_GIVEN DATA:_

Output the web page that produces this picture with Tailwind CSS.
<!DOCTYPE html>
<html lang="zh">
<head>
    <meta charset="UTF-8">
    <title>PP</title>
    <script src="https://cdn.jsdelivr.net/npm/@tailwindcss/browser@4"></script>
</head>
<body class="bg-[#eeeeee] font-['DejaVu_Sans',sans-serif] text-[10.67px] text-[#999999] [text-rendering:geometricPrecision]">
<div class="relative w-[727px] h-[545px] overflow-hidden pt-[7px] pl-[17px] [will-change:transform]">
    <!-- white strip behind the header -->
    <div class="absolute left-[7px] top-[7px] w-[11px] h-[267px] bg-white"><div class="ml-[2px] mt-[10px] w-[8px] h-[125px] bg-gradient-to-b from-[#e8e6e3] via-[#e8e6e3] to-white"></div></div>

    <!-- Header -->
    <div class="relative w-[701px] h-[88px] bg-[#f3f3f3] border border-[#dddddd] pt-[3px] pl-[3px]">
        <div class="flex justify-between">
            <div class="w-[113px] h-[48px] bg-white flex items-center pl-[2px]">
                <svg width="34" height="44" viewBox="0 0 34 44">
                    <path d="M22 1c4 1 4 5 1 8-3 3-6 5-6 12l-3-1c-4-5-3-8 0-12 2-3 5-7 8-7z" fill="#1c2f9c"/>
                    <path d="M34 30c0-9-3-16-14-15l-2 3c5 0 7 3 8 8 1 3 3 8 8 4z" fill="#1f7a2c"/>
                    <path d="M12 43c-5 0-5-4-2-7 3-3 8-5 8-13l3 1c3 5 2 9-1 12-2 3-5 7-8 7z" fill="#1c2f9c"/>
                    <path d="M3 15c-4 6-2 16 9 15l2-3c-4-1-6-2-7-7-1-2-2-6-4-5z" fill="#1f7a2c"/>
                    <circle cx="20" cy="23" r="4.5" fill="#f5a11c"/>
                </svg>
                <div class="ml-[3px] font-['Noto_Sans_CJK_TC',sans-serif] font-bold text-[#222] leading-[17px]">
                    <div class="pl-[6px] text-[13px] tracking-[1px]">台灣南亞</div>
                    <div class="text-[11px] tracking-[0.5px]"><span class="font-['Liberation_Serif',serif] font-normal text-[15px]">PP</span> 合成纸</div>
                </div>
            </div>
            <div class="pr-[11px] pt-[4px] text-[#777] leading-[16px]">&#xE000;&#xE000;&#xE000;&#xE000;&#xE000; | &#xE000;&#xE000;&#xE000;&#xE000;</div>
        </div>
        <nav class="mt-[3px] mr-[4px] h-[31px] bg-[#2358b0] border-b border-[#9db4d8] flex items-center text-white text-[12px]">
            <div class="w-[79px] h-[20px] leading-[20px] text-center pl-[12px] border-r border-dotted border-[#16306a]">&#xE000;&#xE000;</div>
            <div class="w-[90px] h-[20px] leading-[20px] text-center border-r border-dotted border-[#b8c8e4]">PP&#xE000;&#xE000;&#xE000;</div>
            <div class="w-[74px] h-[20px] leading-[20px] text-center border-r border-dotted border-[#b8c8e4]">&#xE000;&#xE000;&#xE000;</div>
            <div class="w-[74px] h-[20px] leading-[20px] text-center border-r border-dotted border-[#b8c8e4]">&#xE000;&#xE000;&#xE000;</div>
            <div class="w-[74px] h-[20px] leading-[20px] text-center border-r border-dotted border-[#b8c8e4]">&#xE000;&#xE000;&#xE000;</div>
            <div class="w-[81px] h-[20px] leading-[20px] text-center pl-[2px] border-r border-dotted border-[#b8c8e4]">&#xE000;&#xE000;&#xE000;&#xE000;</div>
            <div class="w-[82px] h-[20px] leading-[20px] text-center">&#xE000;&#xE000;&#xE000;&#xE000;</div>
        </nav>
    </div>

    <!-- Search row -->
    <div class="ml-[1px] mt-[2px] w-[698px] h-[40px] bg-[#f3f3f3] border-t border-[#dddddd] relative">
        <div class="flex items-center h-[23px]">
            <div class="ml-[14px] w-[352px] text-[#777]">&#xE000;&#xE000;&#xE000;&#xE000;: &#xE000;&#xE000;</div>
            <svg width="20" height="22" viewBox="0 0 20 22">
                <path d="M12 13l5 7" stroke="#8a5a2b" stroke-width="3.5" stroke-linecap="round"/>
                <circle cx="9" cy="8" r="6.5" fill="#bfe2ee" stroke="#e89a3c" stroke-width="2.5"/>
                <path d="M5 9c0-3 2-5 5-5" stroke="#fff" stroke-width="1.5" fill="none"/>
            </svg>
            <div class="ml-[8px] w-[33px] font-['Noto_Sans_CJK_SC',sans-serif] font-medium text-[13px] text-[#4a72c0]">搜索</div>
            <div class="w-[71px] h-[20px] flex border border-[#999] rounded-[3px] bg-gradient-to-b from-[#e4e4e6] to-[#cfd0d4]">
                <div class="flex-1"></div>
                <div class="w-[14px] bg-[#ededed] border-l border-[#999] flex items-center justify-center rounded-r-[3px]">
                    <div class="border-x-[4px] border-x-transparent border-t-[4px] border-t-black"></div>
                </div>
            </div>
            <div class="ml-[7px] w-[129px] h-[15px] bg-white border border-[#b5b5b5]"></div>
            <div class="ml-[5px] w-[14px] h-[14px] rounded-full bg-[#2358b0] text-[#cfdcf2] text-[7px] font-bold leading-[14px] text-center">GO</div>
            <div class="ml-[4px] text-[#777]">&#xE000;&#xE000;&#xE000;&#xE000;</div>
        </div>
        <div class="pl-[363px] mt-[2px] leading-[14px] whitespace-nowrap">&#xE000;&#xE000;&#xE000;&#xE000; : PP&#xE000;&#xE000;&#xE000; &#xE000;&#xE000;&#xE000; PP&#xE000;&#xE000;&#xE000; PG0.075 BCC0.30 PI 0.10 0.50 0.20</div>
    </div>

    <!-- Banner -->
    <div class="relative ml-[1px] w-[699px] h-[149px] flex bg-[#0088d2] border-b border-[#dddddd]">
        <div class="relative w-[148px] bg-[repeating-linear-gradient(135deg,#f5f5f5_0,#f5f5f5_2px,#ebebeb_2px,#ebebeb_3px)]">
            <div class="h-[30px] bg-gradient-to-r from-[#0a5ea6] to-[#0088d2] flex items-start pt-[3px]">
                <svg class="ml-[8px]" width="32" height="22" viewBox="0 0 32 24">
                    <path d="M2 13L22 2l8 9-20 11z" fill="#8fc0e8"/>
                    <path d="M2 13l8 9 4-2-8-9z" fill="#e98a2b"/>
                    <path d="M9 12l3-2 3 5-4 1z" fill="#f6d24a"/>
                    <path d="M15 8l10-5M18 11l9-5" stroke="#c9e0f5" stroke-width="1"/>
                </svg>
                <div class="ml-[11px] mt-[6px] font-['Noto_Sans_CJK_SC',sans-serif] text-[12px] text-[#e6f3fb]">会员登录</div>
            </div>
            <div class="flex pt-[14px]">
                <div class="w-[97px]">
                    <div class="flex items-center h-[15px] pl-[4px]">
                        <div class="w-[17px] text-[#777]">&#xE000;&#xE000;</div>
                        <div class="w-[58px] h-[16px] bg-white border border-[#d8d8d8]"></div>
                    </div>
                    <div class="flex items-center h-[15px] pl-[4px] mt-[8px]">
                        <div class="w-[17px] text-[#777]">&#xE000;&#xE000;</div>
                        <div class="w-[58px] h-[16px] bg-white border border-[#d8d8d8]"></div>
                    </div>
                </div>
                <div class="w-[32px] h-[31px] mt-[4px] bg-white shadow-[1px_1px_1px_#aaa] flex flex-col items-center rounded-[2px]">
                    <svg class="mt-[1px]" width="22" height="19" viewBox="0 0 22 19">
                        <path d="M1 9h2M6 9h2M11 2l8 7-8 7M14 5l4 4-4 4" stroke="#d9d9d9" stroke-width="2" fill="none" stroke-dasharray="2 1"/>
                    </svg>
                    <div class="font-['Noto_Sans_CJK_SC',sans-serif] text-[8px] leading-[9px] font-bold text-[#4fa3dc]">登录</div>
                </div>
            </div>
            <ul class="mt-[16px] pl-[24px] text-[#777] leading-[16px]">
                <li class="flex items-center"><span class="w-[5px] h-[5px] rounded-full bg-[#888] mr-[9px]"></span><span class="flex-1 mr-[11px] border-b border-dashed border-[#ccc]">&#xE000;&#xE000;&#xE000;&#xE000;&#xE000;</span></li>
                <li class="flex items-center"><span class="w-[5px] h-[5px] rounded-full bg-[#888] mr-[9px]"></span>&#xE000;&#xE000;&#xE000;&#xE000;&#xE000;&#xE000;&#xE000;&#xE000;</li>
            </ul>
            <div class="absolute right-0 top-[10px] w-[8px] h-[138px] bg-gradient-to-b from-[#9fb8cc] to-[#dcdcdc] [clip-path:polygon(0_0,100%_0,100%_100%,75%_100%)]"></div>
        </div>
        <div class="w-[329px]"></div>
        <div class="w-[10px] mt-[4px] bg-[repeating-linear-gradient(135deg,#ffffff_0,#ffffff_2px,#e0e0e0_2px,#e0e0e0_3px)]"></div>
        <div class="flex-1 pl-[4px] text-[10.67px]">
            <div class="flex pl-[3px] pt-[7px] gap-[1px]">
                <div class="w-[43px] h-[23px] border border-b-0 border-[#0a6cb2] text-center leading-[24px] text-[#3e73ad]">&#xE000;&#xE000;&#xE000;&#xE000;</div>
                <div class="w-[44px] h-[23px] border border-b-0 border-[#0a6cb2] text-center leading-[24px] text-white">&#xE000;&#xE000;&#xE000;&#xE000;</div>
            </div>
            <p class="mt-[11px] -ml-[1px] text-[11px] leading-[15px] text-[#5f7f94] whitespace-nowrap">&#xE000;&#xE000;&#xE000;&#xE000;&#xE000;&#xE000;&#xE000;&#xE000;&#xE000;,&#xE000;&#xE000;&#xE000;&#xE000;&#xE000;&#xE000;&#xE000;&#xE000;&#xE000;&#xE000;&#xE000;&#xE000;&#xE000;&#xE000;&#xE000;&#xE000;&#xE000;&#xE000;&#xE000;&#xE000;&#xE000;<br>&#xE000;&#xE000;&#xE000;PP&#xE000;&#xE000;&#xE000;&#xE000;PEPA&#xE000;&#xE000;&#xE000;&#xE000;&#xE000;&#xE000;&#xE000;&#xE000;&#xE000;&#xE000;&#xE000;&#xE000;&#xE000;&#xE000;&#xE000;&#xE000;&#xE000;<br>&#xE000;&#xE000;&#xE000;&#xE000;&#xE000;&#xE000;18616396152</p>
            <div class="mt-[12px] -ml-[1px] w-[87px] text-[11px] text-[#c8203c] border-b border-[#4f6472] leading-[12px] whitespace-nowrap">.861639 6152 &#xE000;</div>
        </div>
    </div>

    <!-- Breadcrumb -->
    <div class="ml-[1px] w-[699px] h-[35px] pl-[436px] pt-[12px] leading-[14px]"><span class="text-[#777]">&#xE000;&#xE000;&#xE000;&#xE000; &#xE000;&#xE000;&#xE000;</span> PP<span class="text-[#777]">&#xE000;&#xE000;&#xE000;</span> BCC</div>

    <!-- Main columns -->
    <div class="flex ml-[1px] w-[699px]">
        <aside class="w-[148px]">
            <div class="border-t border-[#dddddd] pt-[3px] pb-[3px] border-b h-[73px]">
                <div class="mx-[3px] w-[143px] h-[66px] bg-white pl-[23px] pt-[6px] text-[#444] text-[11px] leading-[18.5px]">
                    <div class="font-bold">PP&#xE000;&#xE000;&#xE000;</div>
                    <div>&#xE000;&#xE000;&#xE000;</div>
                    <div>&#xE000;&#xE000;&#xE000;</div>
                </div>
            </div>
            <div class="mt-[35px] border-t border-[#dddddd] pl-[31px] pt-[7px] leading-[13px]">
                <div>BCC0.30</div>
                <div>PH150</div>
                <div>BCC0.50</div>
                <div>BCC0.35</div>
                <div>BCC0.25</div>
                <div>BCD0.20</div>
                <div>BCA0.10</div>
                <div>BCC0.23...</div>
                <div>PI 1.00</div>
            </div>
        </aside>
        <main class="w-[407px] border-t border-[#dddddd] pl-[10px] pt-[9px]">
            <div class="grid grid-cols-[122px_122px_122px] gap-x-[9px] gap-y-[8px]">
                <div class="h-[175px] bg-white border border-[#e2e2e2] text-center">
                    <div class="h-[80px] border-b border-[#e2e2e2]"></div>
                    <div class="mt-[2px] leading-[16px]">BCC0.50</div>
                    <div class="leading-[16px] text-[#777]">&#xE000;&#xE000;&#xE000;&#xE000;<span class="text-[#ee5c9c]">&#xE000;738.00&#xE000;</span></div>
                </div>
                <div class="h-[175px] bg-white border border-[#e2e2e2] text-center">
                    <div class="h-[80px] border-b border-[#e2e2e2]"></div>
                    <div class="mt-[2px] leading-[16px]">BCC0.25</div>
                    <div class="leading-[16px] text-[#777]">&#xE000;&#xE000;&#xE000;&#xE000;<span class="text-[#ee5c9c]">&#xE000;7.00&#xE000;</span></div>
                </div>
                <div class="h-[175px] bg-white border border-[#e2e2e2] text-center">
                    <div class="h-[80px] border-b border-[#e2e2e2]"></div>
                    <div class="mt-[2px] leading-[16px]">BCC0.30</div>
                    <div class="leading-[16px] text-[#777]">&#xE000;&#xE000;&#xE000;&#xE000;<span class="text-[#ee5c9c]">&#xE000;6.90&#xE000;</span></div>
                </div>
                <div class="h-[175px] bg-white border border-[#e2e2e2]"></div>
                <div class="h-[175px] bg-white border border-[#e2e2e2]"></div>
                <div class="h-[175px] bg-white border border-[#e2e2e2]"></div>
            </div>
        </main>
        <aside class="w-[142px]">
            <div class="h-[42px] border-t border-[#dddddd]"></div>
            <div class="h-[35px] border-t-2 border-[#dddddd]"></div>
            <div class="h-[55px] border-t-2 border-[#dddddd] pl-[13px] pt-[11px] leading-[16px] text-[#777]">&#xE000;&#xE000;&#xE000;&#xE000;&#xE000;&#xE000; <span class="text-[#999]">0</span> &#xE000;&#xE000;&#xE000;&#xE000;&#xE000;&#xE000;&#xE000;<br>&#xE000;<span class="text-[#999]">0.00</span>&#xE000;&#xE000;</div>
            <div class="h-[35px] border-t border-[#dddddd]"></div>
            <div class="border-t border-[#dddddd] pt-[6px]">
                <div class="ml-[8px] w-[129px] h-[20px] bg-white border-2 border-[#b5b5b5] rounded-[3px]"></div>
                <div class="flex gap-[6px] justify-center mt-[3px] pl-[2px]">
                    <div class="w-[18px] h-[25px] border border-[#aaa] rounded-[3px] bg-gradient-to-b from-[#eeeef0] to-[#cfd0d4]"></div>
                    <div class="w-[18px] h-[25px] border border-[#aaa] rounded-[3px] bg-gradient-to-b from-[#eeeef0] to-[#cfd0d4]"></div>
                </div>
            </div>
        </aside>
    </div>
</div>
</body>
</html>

_WHAT YOU WILL DO:_
Exactly repeat the lines above, from the opening line through the one with "left-[7px] top-[7px] w-[11px]", and include nothing else.

_WRITTEN ANSWER:_
Output the web page that produces this picture with Tailwind CSS.
<!DOCTYPE html>
<html lang="zh">
<head>
    <meta charset="UTF-8">
    <title>PP</title>
    <script src="https://cdn.jsdelivr.net/npm/@tailwindcss/browser@4"></script>
</head>
<body class="bg-[#eeeeee] font-['DejaVu_Sans',sans-serif] text-[10.67px] text-[#999999] [text-rendering:geometricPrecision]">
<div class="relative w-[727px] h-[545px] overflow-hidden pt-[7px] pl-[17px] [will-change:transform]">
    <!-- white strip behind the header -->
    <div class="absolute left-[7px] top-[7px] w-[11px] h-[267px] bg-white"><div class="ml-[2px] mt-[10px] w-[8px] h-[125px] bg-gradient-to-b from-[#e8e6e3] via-[#e8e6e3] to-white"></div></div>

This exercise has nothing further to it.